Perplejo al leer la carta de Castro,
tres días después, el 30 de octubre de 1962, Jruschov, en una reunión en el
Kremlin con una delegación de Checoslovaquia, mostró su asombro acerca de que
debían ser ellos "los primeros en iniciar una guerra atómica". Al
publicar sus memorias, luego de ser sustituido por Leonid Brezhnev en 1964,
Jruschov señaló: "Solo una persona
que no tiene idea de lo que significa una guerra nuclear, o que está
enceguecida por la pasión revolucionaria, como sucede con Fidel Castro, puede
hablar de ese modo…"
En tanto, el segundo hombre más
influyente en la cúpula de poder castrista en octubre de 1962 (por encima de
Raúl Castro, el sucesor formalmente designado), el Che Guevara, se hallaba
igualmente a años luz de la sensatez.

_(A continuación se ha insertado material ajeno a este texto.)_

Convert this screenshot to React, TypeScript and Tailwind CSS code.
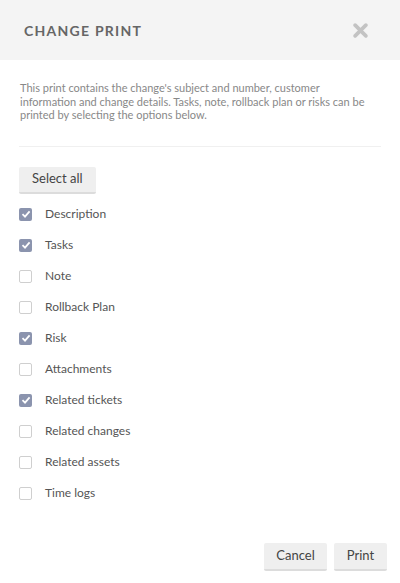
import { useState } from 'react';

const OPTIONS = [
  { label: 'Description', checked: true },
  { label: 'Tasks', checked: true },
  { label: 'Note', checked: false },
  { label: 'Rollback Plan', checked: false },
  { label: 'Risk', checked: true },
  { label: 'Attachments', checked: false },
  { label: 'Related tickets', checked: true },
  { label: 'Related changes', checked: false },
  { label: 'Related assets', checked: false },
  { label: 'Time logs', checked: false },
];

function Check({ on }: { on: boolean }) {
  return on ? (
    <span className="w-[13px] h-[13px] rounded-[2px] bg-[#8b94ae] flex items-center justify-center">
      <svg width="10" height="10" viewBox="0 0 10 10">
        <path d="M1.5 5.2 L4 7.6 L8.6 2.4" fill="none" stroke="white" strokeWidth="1.8" />
      </svg>
    </span>
  ) : (
    <span className="w-[13px] h-[13px] rounded-[2px] border border-[#cfcfcf] bg-white" />
  );
}

export default function App() {
  const [checked, setChecked] = useState(OPTIONS.map((o) => o.checked));

  return (
    <div className="w-[400px] h-[583px] bg-white flex flex-col font-['Lato','Open_Sans',sans-serif]">
      <div className="h-[60px] bg-[#f4f4f4] flex items-center justify-between pl-6 pr-[32px]">
        <h1 className="text-[14px] font-bold tracking-[1.25px] text-[#666]">CHANGE PRINT</h1>
        <svg width="15" height="15" viewBox="0 0 14 14">
          <path d="M2 2 L12 12 M12 2 L2 12" stroke="#c3c3c3" strokeWidth="3.4" strokeLinecap="round" />
        </svg>
      </div>

      <div className="px-[19px] pt-[21px] flex-1 flex flex-col">
        <p className="text-[11px] leading-[13.5px] text-[#888] pl-[1px] pr-2">
          This print contains the change's subject and number, customer information and change details. Tasks, note, rollback plan or risks can be printed by selecting the options below.
        </p>
        <div className="mt-[24px] h-px bg-[#f0f0f0]" />

        <button
          className="mt-5 self-start h-[27px] px-[13px] bg-[#efefef] border-b-2 border-[#dcdcdc] rounded-[2px] text-[13px] text-[#444]"
          onClick={() => setChecked(OPTIONS.map(() => true))}
        >
          Select all
        </button>

        <ul className="mt-[5px] flex flex-col">
          {OPTIONS.map((o, i) => (
            <li
              key={o.label}
              className="h-[31px] flex items-center gap-[13px] cursor-pointer"
              onClick={() => setChecked((c) => c.map((v, j) => (j === i ? !v : v)))}
            >
              <Check on={checked[i]} />
              <span className="text-[12px] text-[#555]">{o.label}</span>
            </li>
          ))}
        </ul>

        <div className="mt-auto mb-[12px] -mr-[6px] flex justify-end gap-[7px]">
          <button className="h-[28px] w-[63px] bg-[#efefef] border-b-2 border-[#dcdcdc] rounded-[2px] text-[13px] text-[#444]">
            Cancel
          </button>
          <button className="h-[28px] w-[53px] bg-[#efefef] border-b-2 border-[#dcdcdc] rounded-[2px] text-[13px] text-[#444]">
            Print
          </button>
        </div>
      </div>
    </div>
  );
}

Estaba deseoso por desatar una guerra
nuclear con tal de hacer desaparecer al imperialismo yanqui.
En una entrevista que el 29 de
noviembre de 1962 le hizo en La Habana el corresponsal del diario británico
Daily Worker, San Russell, el Che declaró: "Si los misiles hubiesen permanecido en Cuba, nosotros los habríamos
usado contra el propio corazón de los Estados Unidos, incluyendo la ciudad de
Nueva York, en nuestra defensa contra la agresión. […] Nosotros marcharemos hacia la victoria aun si ello cuesta millones de
víctimas en una guerra atómica".
De manera que si de Castro y el Che
hubiese dependido, no se habrían retirado los misiles de Cuba (como decidió
Moscú), EE UU habría invadido la Isla y ambos comandantes habrían comenzado a
lanzar cohetes atómicos que habrían causado la muerte de cientos de millones de
personas en América, Europa y Asia, pues la respuesta nuclear de Washington
contra la Unión Soviética habría sido inmediata, incluso desde sus
emplazamientos coheteriles en Turquía y otros países europeos, y desde Corea
del Sur y otras naciones, lo cual habría provocado contragolpes nucleares
soviéticos, y luego otros contragolpes estadounidenses hasta el exterminio
total.
Asombra hoy cómo un hombre como el Che
Guevara, contrariado porque no dispuso de cohetes atómicos para masacrar a
millones de civiles inocentes, y quien en el "Mensaje a la Tricontinental" (su testamento político publicado
en abril de 1967 en La Habana), llamaba a convertir a los revolucionarios en
unas "selectivas y frías máquinas de matar", puede ser considerado
hoy por vastos sectores de la izquierda en el mundo como un símbolo romántico
de esperanza de los pueblos.
Y causa estupor también que alguien
pueda admirar hoy a Fidel Castro, quien expresó su frustración ante un grupo de
mozalbetes universitarios, hace hoy medio siglo, por no haber tenido poder
suficiente para iniciar la Tercera Guerra Mundial y llevar a los terrícolas de
regreso a las húmedas y oscuras cavernas de la Edad de Piedra.